T.Doyle explained that, for instance for RAL, it is more a planning problem in this moment than resources allocations that will likely be available.

M.Kasemann suggested that even for 2008 the resources need to be optimized and readjusted among experiments.

 

L.Robertson reminded the MB that at the CRRB the Resources Scrutiny Group will be launched.

 

H.Marten added that:

-       In the future the Experiments express their requirements first so that the sites can discuss and motivate their requests to the funding agencies. Several Tier-2 sites in Germany are based at Universities that do not yet have their funding information available for 2010-2012. That can be one of the reasons of the lack of resources in that period.

-       For 2008 if the resources will change there is not much that the sites can do to adapt as all purchasing is already being prepared.

 

G.Merino supported this last point adding that PIC, for instance, has recently received disk requirements from CMS increased of 30% wrt the previous ones. This is a very difficult situation to face with only 7 months before the resources are needed.

M.Kasemann agreed with the issue raised and added that CMS is also preparing a plan in case not all Disk resources are provided by the sites.

 

L.Robertson suggested that the re-evaluation of pledges and requirements for planned December 2007 should be skipped. And next year the there will be enough experience in order to have the planning activity completed by July 2008?
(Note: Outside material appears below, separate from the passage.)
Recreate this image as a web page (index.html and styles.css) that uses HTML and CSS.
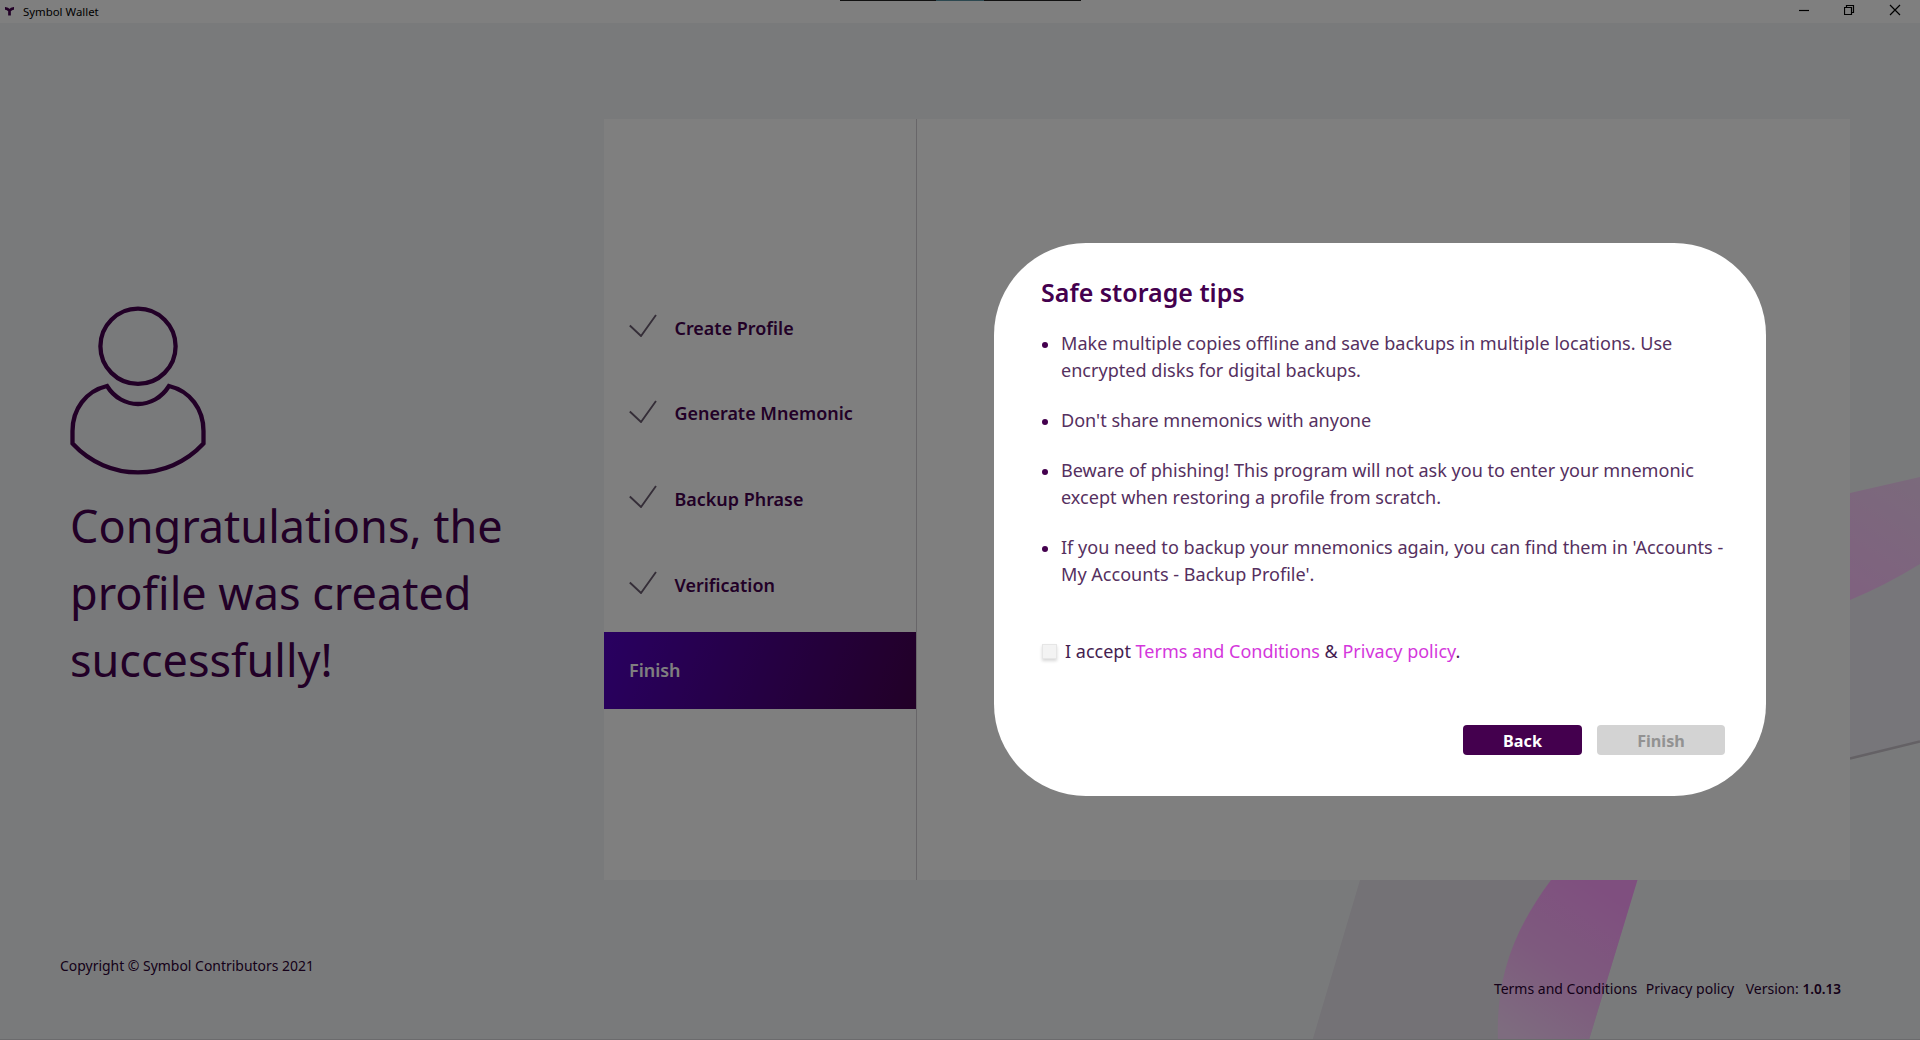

M.Kasemann replied that in Summer 2008 there will not be enough experience to provide a realistic update, except extending the current estimates to 2013. D.Barberis supported this point.

 

Decision:

The MB supported the proposal of L.Robertson of postponing to December 2008 the next updated of the requirements and planned resources.

 

 

6.    Overview Board Report - L.Robertson

 

The comments exchanged via mail are taken into account and will be distributed.

 

One issue will be discussed at the F2F meeting next week (about Jobs Priorities).

 

7.    AOB

 

 

 

8.    Summary of New Actions

 

The full Action List, current and past items, will be in this wiki page before next MB meeting.